As we approach the season of Advent, we are reminded of our transience on this Earth through the liturgical acknowledgements of All Hallows Eve (All Souls), All Hallows Day (All Saints) and Remembrance Sunday. All things that focus our minds on our fragile existence. Like many other things in this world, we can choose not to think about such things. Indeed, in a post-modern society where death is no longer normalised to the extent that it used to be, when faced with such unresolved grief one may not know how to gauge his or her feelings and behaviour. One of the roles of the church is to help normalise this grief. To help those going through grief by being present. Of course, we all wish that we’d had a little bit longer with our loved ones.
The period of the seventeenth- and eighteenth- century Enlightenment combined with modernity has only served to consolidate the ideas of rationalisation, education, and science in our culture as well as a continual relegation and privatisation of faith. The western world with its postmodern ideas is especially confusing at times of bereavement where we are bombarded with a range of understandings and spiritualities.
There are no reference markers for those experiencing bereavement to gauge their grief against, and they may feel disoriented because there is nothing they can do to avoid the inevitable. This lack of control goes against every perceived ‘norm’ in our society. Once upon a time, Christianity held a special place as it was perceived to be based on objective truths. Now, however, Christianity is no longer the framework by which society is created. One can pick and choose from a plethora of relative truths, which lead to questions when faced with a bereavement.
Interest in the transcendent and that which gives meaning and purpose to life is at the heart of the Scottish Episcopal Church’s Funeral Rites:
If we live, we live to the Lord,
And if we die, we die to the Lord;
So then, whether we live or whether we die,
We are the Lord’s.
For to this end Christ died and lived again,
So that he might be Lord of both the dead and the living.
(Romans 14:8, 9)
We are reminded of the resurrection hope and this is shown in the practice of many churches to pray continually for those who have died – known as their ‘year’s mind.’ The saying, “Rest eternal grant to him/her O Lord. And let light perpetual shine upon him/her,”
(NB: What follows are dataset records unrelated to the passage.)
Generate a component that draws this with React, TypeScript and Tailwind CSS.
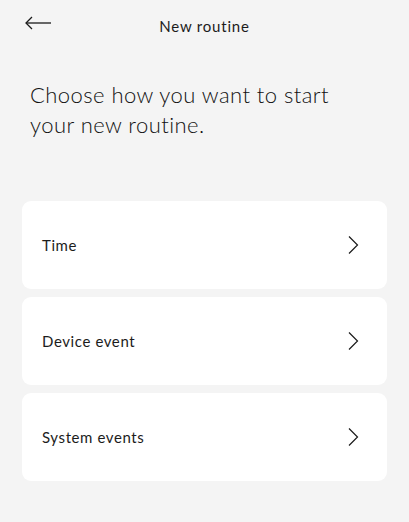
import React from 'react';

const options = ['Time', 'Device event', 'System events'];

const BackArrow = () => (
  <svg width="28" height="14" viewBox="0 0 28 14" fill="none" stroke="#1a1a1a" strokeWidth="1.3">
    <path d="M27 7H2" />
    <path d="M8 1L2 7l6 6" />
  </svg>
);

const Chevron = () => (
  <svg width="12" height="20" viewBox="0 0 12 20" fill="none" stroke="#1a1a1a" strokeWidth="1.2">
    <path d="M2 1.5l8.5 8.5L2 18.5" />
  </svg>
);

export default function App() {
  return (
    <div
      className="w-[409px] h-[522px] bg-[#f4f4f4] text-[#1c1c1c] overflow-hidden"
      style={{ fontFamily: 'Lato, "Open Sans", sans-serif' }}
    >
      {/* Header */}
      <div className="relative h-[52px] flex items-center justify-center">
        <button className="absolute left-[24px] top-[16px]">
          <BackArrow />
        </button>
        <h1 className="text-[15px] font-normal tracking-[0.8px] pt-[1px]">New routine</h1>
      </div>

      <p className="mt-[28px] px-[30px] text-[22px] leading-[30px] font-light tracking-[0.45px] text-[#111]">
        Choose how you want to start
        <br />
        your new routine.
      </p>

      <div className="mt-[61px] px-[22px] flex flex-col gap-[8px]">
        {options.map((o) => (
          <div
            key={o}
            className="h-[88px] bg-white rounded-[9px] flex items-center justify-between pl-[20px] pr-[28px]"
          >
            <span className="text-[15px] font-normal tracking-[0.6px]">{o}</span>
            <Chevron />
          </div>
        ))}
      </div>
    </div>
  );
}
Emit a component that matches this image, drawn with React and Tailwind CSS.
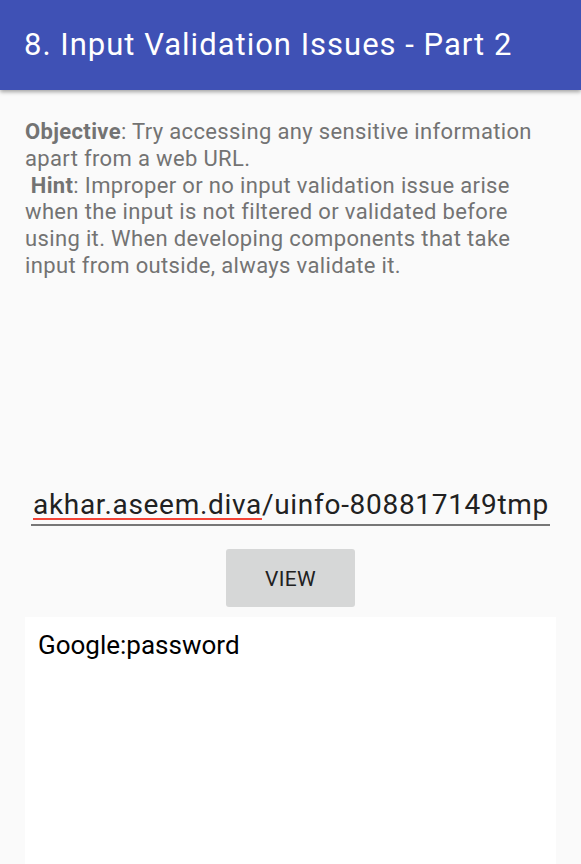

shows how important this practice is. Acknowledging those who have gone before, while accepting that they, and we, are in God’s hands.
All Hallows Eve and All Saints are times for the community to come together and remember those saints who have trodden the Earth before us. To remind ourselves that although life may be transient, there is a great deal of good that comes out of our lives before death, and that death is not the end. Then comes Remembrance Sunday. Extended now to remember all those who have fought in all wars across the world, we will be brought together not only as a community in our own towns but across the nation to remind ourselves that they shall grow not old.
The ritual of a ceremony or service or funeral allows each of us to remember and resolve our grief in some way. The words contained therein may help or challenge people as they come to terms with what has happened. Funerals are a statement in which the Christian faith gives meaning to life and to its conclusion in death. The immediacy of one’s feelings and experience is a necessary part and path through which God’s love and forgiveness is portrayed. And that is the light at the end of the tunnel. God’s amazing and unbounded love for every single of us, regardless of where we’ve been or what we’ve done. For God so loved the world that he gave his only Son, so that everyone who believes in him may not perish but may have eternal life.